Stored items
--
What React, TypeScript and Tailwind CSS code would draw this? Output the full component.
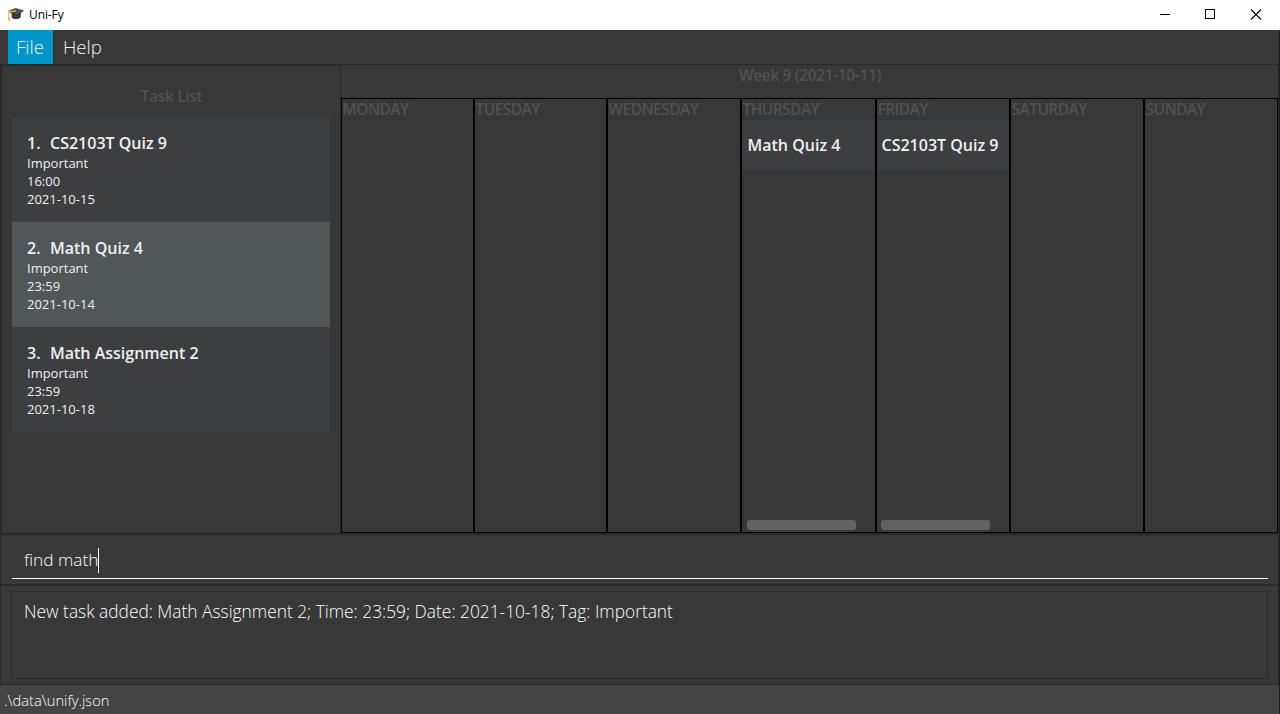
import React from "react";

type Task = { id: number; name: string; tag: string; time: string; date: string; shade: string };
type Day = { name: string; width: string; task?: string; taskPad?: string; barMargin?: string };

const tasks: Task[] = [
  { id: 1, name: "CS2103T Quiz 9", tag: "Important", time: "16:00", date: "2021-10-15", shade: "bg-[#3c3e3f]" },
  { id: 2, name: "Math Quiz 4", tag: "Important", time: "23:59", date: "2021-10-14", shade: "bg-[#515658]" },
  { id: 3, name: "Math Assignment 2", tag: "Important", time: "23:59", date: "2021-10-18", shade: "bg-[#3c3e3f]" },
];

const days: Day[] = [
  { name: "MONDAY", width: "w-[133px]" },
  { name: "TUESDAY", width: "w-[133px]" },
  { name: "WEDNESDAY", width: "w-[134px]" },
  { name: "THURSDAY", width: "w-[135px]", task: "Math Quiz 4", taskPad: "pl-[5.500px]", barMargin: "ml-[4.500px]" },
  { name: "FRIDAY", width: "w-[134px]", task: "CS2103T Quiz 9", taskPad: "pl-[4.500px]", barMargin: "ml-[3.500px]" },
  { name: "SATURDAY", width: "w-[134px]" },
  { name: "SUNDAY", width: "w-[134px]" },
];

function CapIcon() {
  return (
    <svg width="16" height="16" viewBox="0 0 16 16">
      <path d="M3.6 6v4.6c1.6 2.2 7.6 2.2 9.2-.6V5.600z" fill="#3a3c3d" />
      <path d="M.6 3.800 7.600.9l8 2.300-7 4.900z" fill="#505355" />
      <path d="m.6 3.800 8 4.100 7-4.700v.8L8.600 8.900.6 4.700z" fill="#222" />
      <path d="M8 3.900.9 4.800v8.700" fill="none" stroke="#e8b53a" strokeWidth="1.200" />
      <path d="M.2 10.500h1.600l.2 3.300H0z" fill="#f0bd3c" />
    </svg>
  );
}

function TitleBar() {
  return (
    <header className="flex h-[30px] shrink-0 items-center bg-white pl-2 text-black">
      <CapIcon />
      <span className="ml-[5px] text-[12px] leading-[16px] tracking-[-0.1px]">Uni-Fy</span>
      <svg className="ml-auto" width="138" height="30" viewBox="0 0 138 30" fill="none" stroke="#000" shapeRendering="crispEdges">
        <path d="M18 14.5h10" />
        <rect x="63.500" y="9.500" width="9" height="9" />
        <path d="m109 9.500 10 10m0-10-10 10" shapeRendering="auto" strokeWidth="1.100" />
      </svg>
    </header>
  );
}

function TaskCard({ task }: { task: Task }) {
  return (
    <li className={"h-[105px] pl-[15px] pt-[15px] text-[#f0f0f0] " + task.shade}>
      <div className="flex h-[22px] text-[16px] font-semibold leading-[22px]">
        <span className="w-[23px]">{task.id}.</span>
        <span>{task.name}</span>
      </div>
      <div className="text-[13px] leading-[18px]">
        <p>{task.tag}</p>
        <p>{task.time}</p>
        <p>{task.date}</p>
      </div>
    </li>
  );
}

function DayColumn({ day }: { day: Day }) {
  return (
    <section className={"flex shrink-0 flex-col border border-black " + day.width}>
      <h3 className="h-[21px] pl-[0.500px] text-[15.500px] font-semibold leading-[21px] tracking-[-0.550px] text-[#515151]">
        {day.name}
      </h3>
      {day.task && (
        <>
          <div className={"h-[50px] whitespace-nowrap bg-[#3c3e3f] text-[16px] font-semibold leading-[50px] text-[#f0f0f0] " + day.taskPad}>
            {day.task}
          </div>
          <div className={"mb-[2px] mt-auto h-[10px] w-[109.500px] rounded-[3px] bg-[#626262] " + day.barMargin} />
        </>
      )}
    </section>
  );
}

export default function App() {
  return (
    <div className="flex h-[714px] w-[1280px] flex-col overflow-hidden bg-[#383838] font-['Open_Sans',sans-serif]">
      <TitleBar />
      <div className="flex min-h-0 flex-1 flex-col border-r border-[#1c1c1c]">
        <nav className="flex h-[34px] shrink-0 pl-2 text-[18.600px] font-light leading-[34px] text-[#f2f2f2]">
          <span className="w-[45px] bg-[#0096c9] pl-[8px]">File</span>
          <span className="ml-[10px]">Help</span>
        </nav>

        <main className="flex h-[469px] shrink-0 border-t border-[#2a2a2a]">
          <aside className="w-[341px] shrink-0 border-x border-t border-[#2a2a2a] border-l-2 px-[10px] pt-[20px]">
            <h2 className="h-[31px] pl-[1px] text-center text-[15.500px] font-semibold leading-[21px] tracking-[-0.350px] text-[#515151]">
              Task List
            </h2>
            <ul>
              {tasks.map((t) => (
                <TaskCard key={t.id} task={t} />
              ))}
            </ul>
          </aside>
          <div className="flex flex-1 flex-col border-r border-[#2a2a2a]">
            <h2 className="h-[33px] pl-[1px] text-center text-[15.500px] font-semibold leading-[21px] tracking-[-0.370px] text-[#515151]">
              Week 9 (2021-10-11)
            </h2>
            <div className="flex flex-1">
              {days.map((d) => (
                <DayColumn key={d.name} day={d} />
              ))}
            </div>
          </div>
        </main>

        <div className="h-[53px] shrink-0 border border-y-2 border-[#2a2a2a] pl-[11px] pr-[10px]">
          <div className="flex h-[44px] items-center border-b border-white pl-3 pt-[7px] text-[17.300px] font-light text-white">
            <span>find math</span>
            <span className="h-[25px] w-px bg-white" />
          </div>
        </div>

        <div className="h-[99px] shrink-0 border-x border-b border-[#2a2a2a] px-[10px] pt-[5px]">
          <div className="h-[88px] border border-[#2a2a2a] pl-3 pt-[7px] text-[17.350px] font-light leading-[24px] text-white">
            New task added: Math Assignment 2; Time: 23:59; Date: 2021-10-18; Tag: Important
          </div>
        </div>

        <footer className="flex-1 bg-[#444] pl-1 text-[14.700px] font-light leading-[31px] text-white">.\data\unify.json</footer>
      </div>
    </div>
  );
}
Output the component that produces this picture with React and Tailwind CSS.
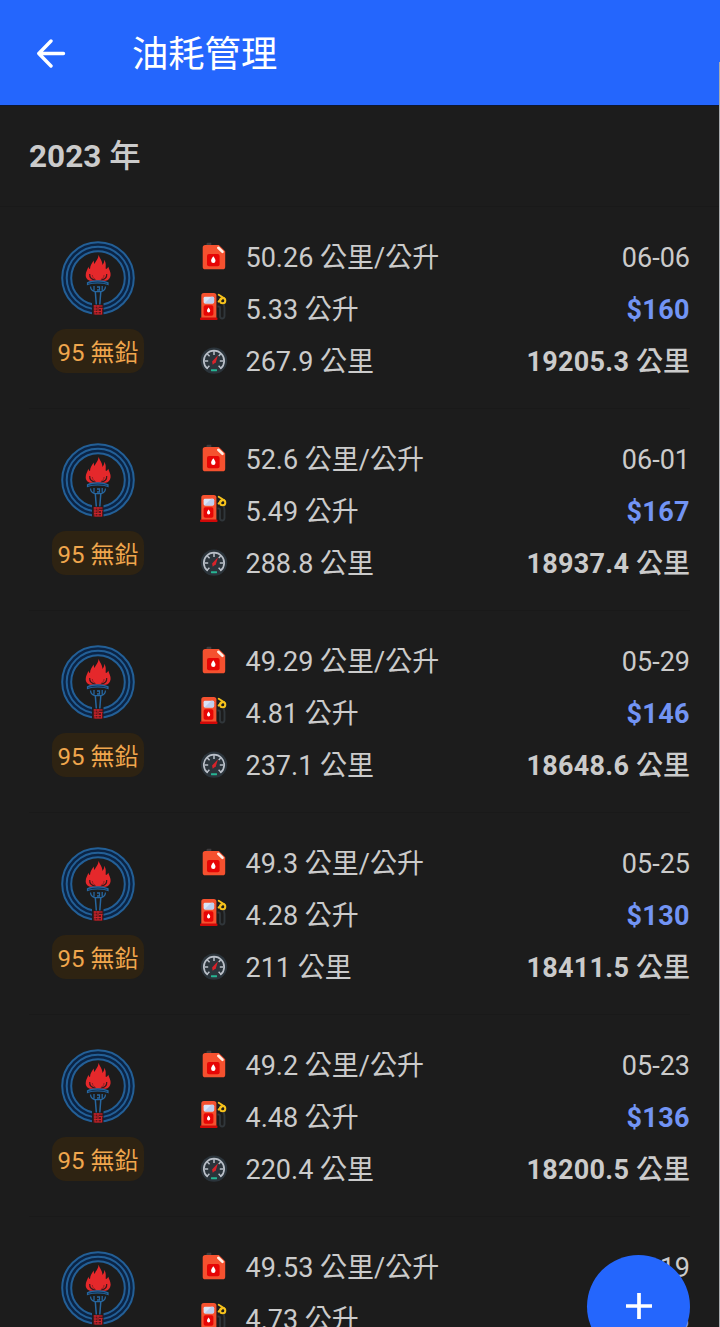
import React from 'react';

const records = [
  { date: '06-06', efficiency: '50.26', liters: '5.33', distance: '267.9', price: 160, odometer: '19205.3' },
  { date: '06-01', efficiency: '52.6', liters: '5.49', distance: '288.8', price: 167, odometer: '18937.4' },
  { date: '05-29', efficiency: '49.29', liters: '4.81', distance: '237.1', price: 146, odometer: '18648.6' },
  { date: '05-25', efficiency: '49.3', liters: '4.28', distance: '211', price: 130, odometer: '18411.5' },
  { date: '05-23', efficiency: '49.2', liters: '4.48', distance: '220.4', price: 136, odometer: '18200.5' },
  { date: '05-19', efficiency: '49.53', liters: '4.73', distance: '234.3', price: 143, odometer: '17980.1' },
];

const StationLogo = () => (
  <svg width="74" height="74" viewBox="0 0 74 74" fill="none">
    <circle cx="37" cy="37" r="31.3" stroke="#0b2445" strokeWidth="10" />
    <circle cx="37" cy="37" r="35.8" stroke="#235f96" strokeWidth="2" />
    <circle cx="37" cy="37" r="31.3" stroke="#235f96" strokeWidth="2" />
    <circle cx="37" cy="37" r="26.8" stroke="#235f96" strokeWidth="2" />
    <rect x="31" y="60" width="11.5" height="14" fill="#1c1c1c" />
    {/* flame */}
    <path
      d="M37.6 13.7c.8 3.300 3.600 5.300 3.900 10.300 1.200-1.600 2-3 1.700-5.200 2.300 3.400 1.300 6 1.600 9.200 1.200-.3 2-1 2.500-2.300.9 3 2.600 5.300 2.300 8.500-.3 3-2.300 5.300-5 5.600H30c-3 0-5.300-2.500-5.300-5.500 0-3.300 1.600-5.600 2.700-8.600.2 1.300.8 2 1.600 2.300.1-3.500 1.900-6 3.700-8.500.1 1.500.3 2.600.9 3.500 1.200-3.500 3.700-5 4-9.300z"
      fill="#e5282b"
    />
    <path d="M28.700 33c-.3 3.500 2.300 5.600 5.800 6M45.700 33c.3 3.500-2.300 5.600-5.800 6" stroke="#3a1a1c" strokeWidth="1.200" />
    <path d="M31.300 34c.2 2 1.200 3.500 3 4.300M43.100 34c-.2 2-1.200 3.500-3 4.300" stroke="#8d2023" strokeWidth="1" />
    {/* torch */}
    <path d="M26.500 41.700c5-2.500 15.500-2.500 20.500 0v1.800c-5-2-15.500-2-20.500 0z" stroke="#2767a0" strokeWidth="1.200" fill="#0e3156" />
    <path d="M29.500 45.500c.2 2.500 2 4.500 4.500 5.200h6c2.500-.7 4.300-2.700 4.500-5.200M33 45v4.500M36 46h2.500v3H36M41.200 45v4.500" stroke="#2767a0" strokeWidth="1.300" />
    <path d="M34.300 50.500l1 13M39.800 50.500l-1 13" stroke="#2767a0" strokeWidth="1.500" />
    {/* seal */}
    <rect x="32.300" y="64" width="9.500" height="9.700" fill="#5c171b" />
    <path d="M32.800 65h8.500M33 68h3M38 67.500h3.500M33 70.500h8M33.500 73h7.500M34 64v9.500M37 64v9.500M40.500 67v6.500" stroke="#c9242b" strokeWidth="1.100" />
  </svg>
);

const CanisterIcon = () => (
  <svg width="30" height="30" viewBox="0 0 30 30">
    <path d="M7.500 4V2q0-1.200 1.200-1.200h3.600V4z" fill="#3e3a3c" />
    <path d="M6.300 3h13.500l6.400 6.200v15.500q0 2.600-2.600 2.600H6.300q-2.600 0-2.600-2.600V5.600Q3.700 3 6.300 3z" fill="#f5512f" />
    <path d="M19.300 5.800l4.200 4" stroke="#fff0e6" strokeWidth="2.600" strokeLinecap="round" />
    <rect x="8" y="12" width="12.600" height="12.300" rx="2" fill="#e60505" />
    <path d="M14.300 14.200c1.400 1.900 2.200 3.200 2.200 4.500a2.200 2.300 0 0 1-4.400 0c0-1.300.8-2.600 2.200-4.500z" fill="#fff" />
  </svg>
);

const PumpIcon = () => (
  <svg width="30" height="30" viewBox="0 2 30 30" className="overflow-visible">
    <path d="M18.500 14.500h1.200q1.300 0 1.300 1.800v7.700q0 2.500 2.200 2.500t2.300-2.500V16L24.800 12" stroke="#30363a" strokeWidth="1.900" fill="none" />
    <path d="M19.700 2.800l5.500 3.500M19.600 9.500l3.400-3" stroke="#f6c21c" strokeWidth="1.900" fill="none" strokeLinecap="round" />
    <circle cx="23.700" cy="8.700" r="2.600" stroke="#f6c21c" strokeWidth="2" fill="none" />
    <path d="M2.300 27V3.500Q2.300 1 4.800 1h10Q17.400 1 17.400 3.500V27z" fill="#f5512f" />
    <rect x="1" y="25.600" width="17.500" height="2.400" rx=".8" fill="#d00808" />
    <rect x="4.600" y="4.800" width="10.500" height="6.600" rx="1.400" fill="#dbe5f8" />
    <path d="M5.300 11.400l7-6.600h1.400q1.400 0 1.400 1.400v3.800q0 1.400-1.400 1.400z" fill="#bfcfee" />
    <rect x="4.600" y="13.200" width="9.800" height="10.500" rx="1.800" fill="#e60505" />
    <path d="M9.600 15.600c1 1.400 1.600 2.300 1.600 3.200a1.600 1.700 0 0 1-3.200 0c0-.9.6-1.800 1.600-3.200z" fill="#fff" />
  </svg>
);

const GaugeIcon = () => (
  <svg width="30" height="30" viewBox="0 0 30 30" fill="none">
    <circle cx="15" cy="14.600" r="13.200" fill="#2b343b" />
    <path d="M8.200 22.400a10.200 10.200 0 1 1 13.600 0" stroke="#b9bfc8" strokeWidth="1.700" strokeLinecap="round" />
    <path d="M15 5v4M8.300 8l2.300 2.300M21.700 8l-2 2M5.500 15h3.700M24.500 15h-3.700M8.300 22l2.100-2.200M21.700 22l-2.100-2.200" stroke="#b9bfc8" strokeWidth="1.500" />
    <path d="M19 9.200l-2.200 7-3.100 2.600-.6-3.200z" fill="#d8232a" />
    <rect x="12" y="23.200" width="6" height="2" rx=".4" fill="#27b594" />
  </svg>
);

const RecordRow = ({ record }) => (
  <div className="ml-[29px] mr-[30px] flex h-[202px] border-b border-[#191919] pt-[24px]">
    <div className="flex w-[138px] flex-col items-center pt-[10px]">
      <StationLogo />
      <span className="mt-[14px] flex h-[44px] w-[92px] items-center justify-center rounded-[14px] bg-[#2e2312] pt-[3px] text-[24px] whitespace-nowrap text-[#f0a64d]">
        95 無鉛
      </span>
    </div>
    <div className="ml-[32px] flex-1 text-[27px] leading-[52px] text-[#cbcbcb]">
      <div className="flex h-[52px] items-center">
        <CanisterIcon />
        <span className="ml-[16.500px] pt-px">{record.efficiency} 公里/公升</span>
        <span className="ml-auto pt-px">{record.date}</span>
      </div>
      <div className="flex h-[52px] items-center">
        <PumpIcon />
        <span className="ml-[16.500px] pt-px">{record.liters} 公升</span>
        <span className="ml-auto pt-px font-bold tracking-[0.4px] text-[#7294f4]">${record.price}</span>
      </div>
      <div className="flex h-[52px] items-center">
        <GaugeIcon />
        <span className="ml-[16.500px] pt-px">{record.distance} 公里</span>
        <span className="ml-auto pt-px font-bold">
          <span className="tracking-[0.3px]">{record.odometer}</span> <span className="font-medium">公里</span>
        </span>
      </div>
    </div>
  </div>
);

const App = () => {
  return (
    <div className="relative h-[1327px] w-[720px] overflow-hidden bg-[#1c1c1c] font-[Roboto,'Noto_Sans_CJK_TC',sans-serif]">
      <header className="flex h-[106px] items-center border-b border-[#0d1733] bg-[#2466fd] pt-px pl-[36px] text-white">
        <svg width="30" height="30" viewBox="0 0 30 30" fill="none" stroke="currentColor" strokeWidth="3.400" strokeLinecap="round" strokeLinejoin="round">
          <path d="M27.500 15.500H3M15 3L2.800 15.500 15 28" />
        </svg>
        <h1 className="ml-[66px] pt-[5px] text-[36.300px] font-normal">油耗管理</h1>
      </header>

      <h2 className="flex h-[101px] items-center border-b border-[#191919] pt-[2px] pl-[29px] text-[31.500px] font-bold text-[#cbcbcb]">
        <span className="whitespace-pre">2023 </span>
        <span className="font-medium">年</span>
      </h2>

      <main>
        {records.map((record) => (
          <RecordRow key={record.date} record={record} />
        ))}
      </main>

      {/* scrollbar edge */}
      <div className="absolute top-[62px] right-0 h-[1265px] w-px bg-[#a9abae]" />

      <button className="absolute top-[1254.500px] left-[587px] flex h-[103px] w-[103px] items-center justify-center rounded-full bg-[#2466fd]">
        <svg width="26" height="26" viewBox="0 0 26 26" stroke="#fff" strokeWidth="3.700">
          <path d="M13 0v26M0 13h26" />
        </svg>
      </button>
    </div>
  );
};

export default App;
--
- EXERCISE GOAL:
Drop the images and output only the lines from the one that contains "Output the component" to the one that contains "import React from 'react';", both included.

- FINISHED TASK:
Output the component that produces this picture with React and Tailwind CSS.
import React from 'react';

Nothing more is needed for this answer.